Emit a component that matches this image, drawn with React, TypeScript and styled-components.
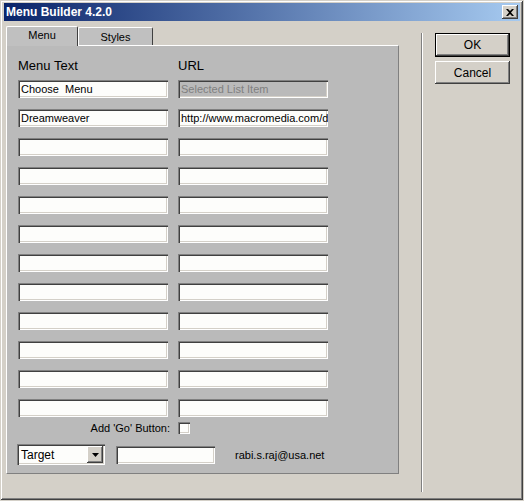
import React from 'react'
import styled, { createGlobalStyle } from 'styled-components'

const GlobalStyle = createGlobalStyle`
    html, body {
        margin: 0;
        padding: 0;
        background: #d4d0c8;
    }
    body {
        font-family: "Liberation Sans", Arial, sans-serif;
    }
`

const sunken = `
    box-shadow: inset 1px 1px 0 #808080, inset 2px 2px 0 #404040,
        inset -1px -1px 0 #ffffff, inset -2px -2px 0 #d4d0c8;
`

const raised = `
    box-shadow: inset -1px -1px 0 #404040, inset 1px 1px 0 #ffffff,
        inset -2px -2px 0 #808080, inset 2px 2px 0 #d4d0c8;
`

const Window = styled.div`
    width: 524px;
    height: 501px;
    box-sizing: border-box;
    background: #d4d0c8;
    border: 1px solid #d4d0c8;
    box-shadow: inset -1px -1px 0 #404040, inset 1px 1px 0 #ffffff,
        inset -2px -2px 0 #808080;
    padding: 2px 3px 3px 3px;
    display: flex;
    flex-direction: column;
`

const TitleBar = styled.div`
    height: 18px;
    background: linear-gradient(to right, #0a246a, #a6caf0);
    display: flex;
    align-items: center;
    justify-content: space-between;
    padding: 0 2px 0 2px;
    color: #ffffff;
    font-weight: bold;
    font-size: 12px;
`

const CloseButton = styled.div`
    width: 16px;
    height: 14px;
    background: #d4d0c8;
    ${raised}
    display: flex;
    align-items: center;
    justify-content: center;
`

const Body = styled.div`
    flex: 1;
    display: flex;
    padding: 4px 0 0 2px;
`

const LeftArea = styled.div`
    display: flex;
    flex-direction: column;
    width: 393px;
`

const TabRow = styled.div`
    display: flex;
    align-items: flex-end;
    height: 20px;
`

const Tab = styled.div<{ $active?: boolean }>`
    height: ${({ $active }) => ($active ? 20 : 18)}px;
    width: ${({ $active }) => ($active ? 72 : 75)}px;
    box-sizing: border-box;
    background: #c0c0c0;
    border-top: 1px solid #ffffff;
    border-left: 1px solid #ffffff;
    border-right: 1px solid #404040;
    border-radius: 2px 2px 0 0;
    font-size: 11px;
    color: #000;
    display: flex;
    justify-content: center;
    padding-top: ${({ $active }) => ($active ? 2 : 3)}px;
    margin-bottom: ${({ $active }) => ($active ? -1 : 0)}px;
    position: relative;
    z-index: ${({ $active }) => ($active ? 1 : 0)};
`

const Panel = styled.div`
    height: 429px;
    box-sizing: border-box;
    background: #bababa;
    border-top: 1px solid #ffffff;
    border-left: 1px solid #ffffff;
    border-right: 1px solid #808080;
    border-bottom: 1px solid #808080;
    padding: 12px 0 0 11px;
    display: flex;
    flex-direction: column;
`

const Columns = styled.div`
    display: grid;
    grid-template-columns: 150px 150px;
    column-gap: 10px;
    row-gap: 11px;
`

const ColumnLabel = styled.div`
    font-size: 13px;
    color: #000;
    height: 13px;
    line-height: 13px;
    margin-top: 1px;
    margin-bottom: -3px;
`

const TextBox = styled.div<{ $disabled?: boolean }>`
    height: 18px;
    box-sizing: border-box;
    background: ${({ $disabled }) => ($disabled ? '#bababa' : '#fdfdfb')};
    ${sunken}
    font-size: 11px;
    color: ${({ $disabled }) => ($disabled ? '#808080' : '#000')};
    padding: 3px 2px 0 3px;
    white-space: pre;
    overflow: hidden;
`

const GoRow = styled.div`
    display: flex;
    align-items: center;
    margin-top: 5px;
    height: 12px;
`

const GoLabel = styled.div`
    width: 152px;
    text-align: right;
    font-size: 11px;
    color: #000;
    padding-right: 8px;
`

const CheckBox = styled.div`
    width: 12px;
    height: 12px;
    box-sizing: border-box;
    background: #fdfdfb;
    ${sunken}
`

const BottomRow = styled.div`
    display: flex;
    align-items: center;
    margin-top: 10px;
`

const Select = styled.div`
    width: 88px;
    height: 21px;
    box-sizing: border-box;
    background: #fdfdfb;
    ${sunken}
    display: flex;
    align-items: center;
    justify-content: space-between;
    padding: 2px;
    margin-left: -1px;
`

const SelectText = styled.div`
    font-size: 12px;
    padding-left: 2px;
    color: #000;
`

const DropButton = styled.div`
    width: 16px;
    height: 17px;
    background: #d4d0c8;
    ${raised}
    display: flex;
    align-items: center;
    justify-content: center;
`

const SmallBox = styled(TextBox)`
    width: 99px;
    margin-left: 11px;
`

const Email = styled.div`
    font-size: 11px;
    color: #000;
    margin-left: 20px;
`

const Separator = styled.div`
    width: 1px;
    margin: 8px 0 5px 22px;
    background: #808080;
    border-right: 1px solid #ffffff;
`

const ButtonColumn = styled.div`
    display: flex;
    flex-direction: column;
    gap: 4px;
    margin-left: 12px;
    padding-top: 8px;
`

const Button = styled.div<{ $default?: boolean }>`
    width: 75px;
    height: ${({ $default }) => ($default ? 24 : 23)}px;
    box-sizing: border-box;
    background: #d4d0c8;
    border: ${({ $default }) => ($default ? '1px solid #000' : 'none')};
    ${raised}
    font-size: 12px;
    color: #000;
    display: flex;
    align-items: center;
    justify-content: center;
`

const rows: [string, string][] = [
    ['Choose  Menu', 'Selected List Item'],
    ['Dreamweaver', 'http://www.macromedia.com/dreamweaver'],
    ...Array.from({ length: 10 }, () => ['', ''] as [string, string]),
]

const App: React.FC = () => {
    return (
        <>
            <GlobalStyle />
            <Window>
                <TitleBar>
                    <span>Menu Builder 4.2.0</span>
                    <CloseButton>
                        <svg width="8" height="7" viewBox="0 0 8 7">
                            <path d="M0 0 L2 0 L4 2 L6 0 L8 0 L5 3.5 L8 7 L6 7 L4 5 L2 7 L0 7 L3 3.5 Z" fill="#000" />
                        </svg>
                    </CloseButton>
                </TitleBar>
                <Body>
                    <LeftArea>
                        <TabRow>
                            <Tab $active>Menu</Tab>
                            <Tab>Styles</Tab>
                        </TabRow>
                        <Panel>
                            <Columns>
                                <ColumnLabel>Menu Text</ColumnLabel>
                                <ColumnLabel>URL</ColumnLabel>
                                {rows.map(([text, url], i) => (
                                    <React.Fragment key={i}>
                                        <TextBox>{text}</TextBox>
                                        <TextBox $disabled={i === 0}>{url}</TextBox>
                                    </React.Fragment>
                                ))}
                            </Columns>
                            <GoRow>
                                <GoLabel>Add 'Go' Button:</GoLabel>
                                <CheckBox />
                            </GoRow>
                            <BottomRow>
                                <Select>
                                    <SelectText>Target</SelectText>
                                    <DropButton>
                                        <svg width="7" height="4" viewBox="0 0 7 4">
                                            <path d="M0 0 L7 0 L3.5 4 Z" fill="#000" />
                                        </svg>
                                    </DropButton>
                                </Select>
                                <SmallBox />
                                <Email>rabi.s.raj@usa.net</Email>
                            </BottomRow>
                        </Panel>
                    </LeftArea>
                    <Separator />
                    <ButtonColumn>
                        <Button $default>OK</Button>
                        <Button>Cancel</Button>
                    </ButtonColumn>
                </Body>
            </Window>
        </>
    )
}

export default App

+-------+

**Problem to work on:** Leave the pictures out, and print every line of the listing exactly as written.

**The completed task:**
Emit a component that matches this image, drawn with React, TypeScript and styled-components.
import React from 'react'
import styled, { createGlobalStyle } from 'styled-components'

const GlobalStyle = createGlobalStyle`
    html, body {
        margin: 0;
        padding: 0;
        background: #d4d0c8;
    }
    body {
        font-family: "Liberation Sans", Arial, sans-serif;
    }
`

const sunken = `
    box-shadow: inset 1px 1px 0 #808080, inset 2px 2px 0 #404040,
        inset -1px -1px 0 #ffffff, inset -2px -2px 0 #d4d0c8;
`

const raised = `
    box-shadow: inset -1px -1px 0 #404040, inset 1px 1px 0 #ffffff,
        inset -2px -2px 0 #808080, inset 2px 2px 0 #d4d0c8;
`

const Window = styled.div`
    width: 524px;
    height: 501px;
    box-sizing: border-box;
    background: #d4d0c8;
    border: 1px solid #d4d0c8;
    box-shadow: inset -1px -1px 0 #404040, inset 1px 1px 0 #ffffff,
        inset -2px -2px 0 #808080;
    padding: 2px 3px 3px 3px;
    display: flex;
    flex-direction: column;
`

const TitleBar = styled.div`
    height: 18px;
    background: linear-gradient(to right, #0a246a, #a6caf0);
    display: flex;
    align-items: center;
    justify-content: space-between;
    padding: 0 2px 0 2px;
    color: #ffffff;
    font-weight: bold;
    font-size: 12px;
`

const CloseButton = styled.div`
    width: 16px;
    height: 14px;
    background: #d4d0c8;
    ${raised}
    display: flex;
    align-items: center;
    justify-content: center;
`

const Body = styled.div`
    flex: 1;
    display: flex;
    padding: 4px 0 0 2px;
`

const LeftArea = styled.div`
    display: flex;
    flex-direction: column;
    width: 393px;
`

const TabRow = styled.div`
    display: flex;
    align-items: flex-end;
    height: 20px;
`

const Tab = styled.div<{ $active?: boolean }>`
    height: ${({ $active }) => ($active ? 20 : 18)}px;
    width: ${({ $active }) => ($active ? 72 : 75)}px;
    box-sizing: border-box;
    background: #c0c0c0;
    border-top: 1px solid #ffffff;
    border-left: 1px solid #ffffff;
    border-right: 1px solid #404040;
    border-radius: 2px 2px 0 0;
    font-size: 11px;
    color: #000;
    display: flex;
    justify-content: center;
    padding-top: ${({ $active }) => ($active ? 2 : 3)}px;
    margin-bottom: ${({ $active }) => ($active ? -1 : 0)}px;
    position: relative;
    z-index: ${({ $active }) => ($active ? 1 : 0)};
`

const Panel = styled.div`
    height: 429px;
    box-sizing: border-box;
    background: #bababa;
    border-top: 1px solid #ffffff;
    border-left: 1px solid #ffffff;
    border-right: 1px solid #808080;
    border-bottom: 1px solid #808080;
    padding: 12px 0 0 11px;
    display: flex;
    flex-direction: column;
`

const Columns = styled.div`
    display: grid;
    grid-template-columns: 150px 150px;
    column-gap: 10px;
    row-gap: 11px;
`

const ColumnLabel = styled.div`
    font-size: 13px;
    color: #000;
    height: 13px;
    line-height: 13px;
    margin-top: 1px;
    margin-bottom: -3px;
`

const TextBox = styled.div<{ $disabled?: boolean }>`
    height: 18px;
    box-sizing: border-box;
    background: ${({ $disabled }) => ($disabled ? '#bababa' : '#fdfdfb')};
    ${sunken}
    font-size: 11px;
    color: ${({ $disabled }) => ($disabled ? '#808080' : '#000')};
    padding: 3px 2px 0 3px;
    white-space: pre;
    overflow: hidden;
`

const GoRow = styled.div`
    display: flex;
    align-items: center;
    margin-top: 5px;
    height: 12px;
`

const GoLabel = styled.div`
    width: 152px;
    text-align: right;
    font-size: 11px;
    color: #000;
    padding-right: 8px;
`

const CheckBox = styled.div`
    width: 12px;
    height: 12px;
    box-sizing: border-box;
    background: #fdfdfb;
    ${sunken}
`

const BottomRow = styled.div`
    display: flex;
    align-items: center;
    margin-top: 10px;
`

const Select = styled.div`
    width: 88px;
    height: 21px;
    box-sizing: border-box;
    background: #fdfdfb;
    ${sunken}
    display: flex;
    align-items: center;
    justify-content: space-between;
    padding: 2px;
    margin-left: -1px;
`

const SelectText = styled.div`
    font-size: 12px;
    padding-left: 2px;
    color: #000;
`

const DropButton = styled.div`
    width: 16px;
    height: 17px;
    background: #d4d0c8;
    ${raised}
    display: flex;
    align-items: center;
    justify-content: center;
`

const SmallBox = styled(TextBox)`
    width: 99px;
    margin-left: 11px;
`

const Email = styled.div`
    font-size: 11px;
    color: #000;
    margin-left: 20px;
`

const Separator = styled.div`
    width: 1px;
    margin: 8px 0 5px 22px;
    background: #808080;
    border-right: 1px solid #ffffff;
`

const ButtonColumn = styled.div`
    display: flex;
    flex-direction: column;
    gap: 4px;
    margin-left: 12px;
    padding-top: 8px;
`

const Button = styled.div<{ $default?: boolean }>`
    width: 75px;
    height: ${({ $default }) => ($default ? 24 : 23)}px;
    box-sizing: border-box;
    background: #d4d0c8;
    border: ${({ $default }) => ($default ? '1px solid #000' : 'none')};
    ${raised}
    font-size: 12px;
    color: #000;
    display: flex;
    align-items: center;
    justify-content: center;
`

const rows: [string, string][] = [
    ['Choose  Menu', 'Selected List Item'],
    ['Dreamweaver', 'http://www.macromedia.com/dreamweaver'],
    ...Array.from({ length: 10 }, () => ['', ''] as [string, string]),
]

const App: React.FC = () => {
    return (
        <>
            <GlobalStyle />
            <Window>
                <TitleBar>
                    <span>Menu Builder 4.2.0</span>
                    <CloseButton>
                        <svg width="8" height="7" viewBox="0 0 8 7">
                            <path d="M0 0 L2 0 L4 2 L6 0 L8 0 L5 3.5 L8 7 L6 7 L4 5 L2 7 L0 7 L3 3.5 Z" fill="#000" />
                        </svg>
                    </CloseButton>
                </TitleBar>
                <Body>
                    <LeftArea>
                        <TabRow>
                            <Tab $active>Menu</Tab>
                            <Tab>Styles</Tab>
                        </TabRow>
                        <Panel>
                            <Columns>
                                <ColumnLabel>Menu Text</ColumnLabel>
                                <ColumnLabel>URL</ColumnLabel>
                                {rows.map(([text, url], i) => (
                                    <React.Fragment key={i}>
                                        <TextBox>{text}</TextBox>
                                        <TextBox $disabled={i === 0}>{url}</TextBox>
                                    </React.Fragment>
                                ))}
                            </Columns>
                            <GoRow>
                                <GoLabel>Add 'Go' Button:</GoLabel>
                                <CheckBox />
                            </GoRow>
                            <BottomRow>
                                <Select>
                                    <SelectText>Target</SelectText>
                                    <DropButton>
                                        <svg width="7" height="4" viewBox="0 0 7 4">
                                            <path d="M0 0 L7 0 L3.5 4 Z" fill="#000" />
                                        </svg>
                                    </DropButton>
                                </Select>
                                <SmallBox />
                                <Email>rabi.s.raj@usa.net</Email>
                            </BottomRow>
                        </Panel>
                    </LeftArea>
                    <Separator />
                    <ButtonColumn>
                        <Button $default>OK</Button>
                        <Button>Cancel</Button>
                    </ButtonColumn>
                </Body>
            </Window>
        </>
    )
}

export default App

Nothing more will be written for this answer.